At least one member of Congress, Rep. Joe Barton, a Texas Republican and former chairman of the Energy and Commerce Committee, is sympathetic to BP. Actually, he’s rather mad at President Obama and Congress on BP’s behalf. From his opening statement at today’s hearing:
I’m speaking now totally for myself. I’m not speaking for the Republican Party. I’m not speaking for anybody in the House of Representatives but myself, but I’m ashamed of what happened in the White House yesterday.
I think it is a tragedy of the first proportion that a private corporation can be subjected to what I would characterize as a shakedown, in this case, a $20 billion shakedown, with the attorney general of the United States, who is legitimately conducting a criminal investigation and has every right to do so to protect the interests of the American people, participating in what amounts to a $20 billion slush fund that’s unprecedented in our nation’s history, that’s got no legal standing, and which sets, I think, a terrible precedent for the future.
If I called you into my office, and I had the subcommittee chairman, Mr. Stupak, with me, who was legitimately conducting an oversight investigation on your company and said, if you put so many millions of dollars in a project in my congressional district, I could go to jail, and should go to jail.
Now, there is no question that British Petroleum owns this lease. There is no question that British Petroleum — that B.P. — I’m sorry. It’s not British Petroleum anymore — that B.P. made decisions that objective people think compromise safety. There is no question that B.P. is liable for the damages.
But we have a due process system, where we go through hearings, in some cases court cases, litigation, and determine what those damages are and when those damages should be paid.
So I’m only speaking for myself. I’m not speaking for anybody else. But I apologize. I do not want to live in a country where any time a citizen or a corporation does something that is legitimately wrong is subject to some sort of political pressure that is — again, in my words, amounts to a shakedown. So I apologize.

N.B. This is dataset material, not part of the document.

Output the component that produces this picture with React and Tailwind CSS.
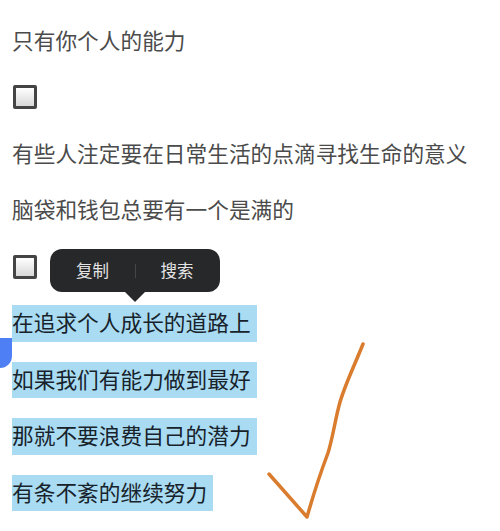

The White House responds. From Robert Gibbs:
What is shameful is that Joe Barton seems to have more concern for big corporations that caused this disaster than the fishermen, small business owners and communities whose lives have been devastated by the destruction. Congressman Barton may think that a fund to compensate these Americans is a ‘tragedy’, but most Americans know that the real tragedy is what the men and women of the Gulf Coast are going through right now. Members from both parties should repudiate his comments.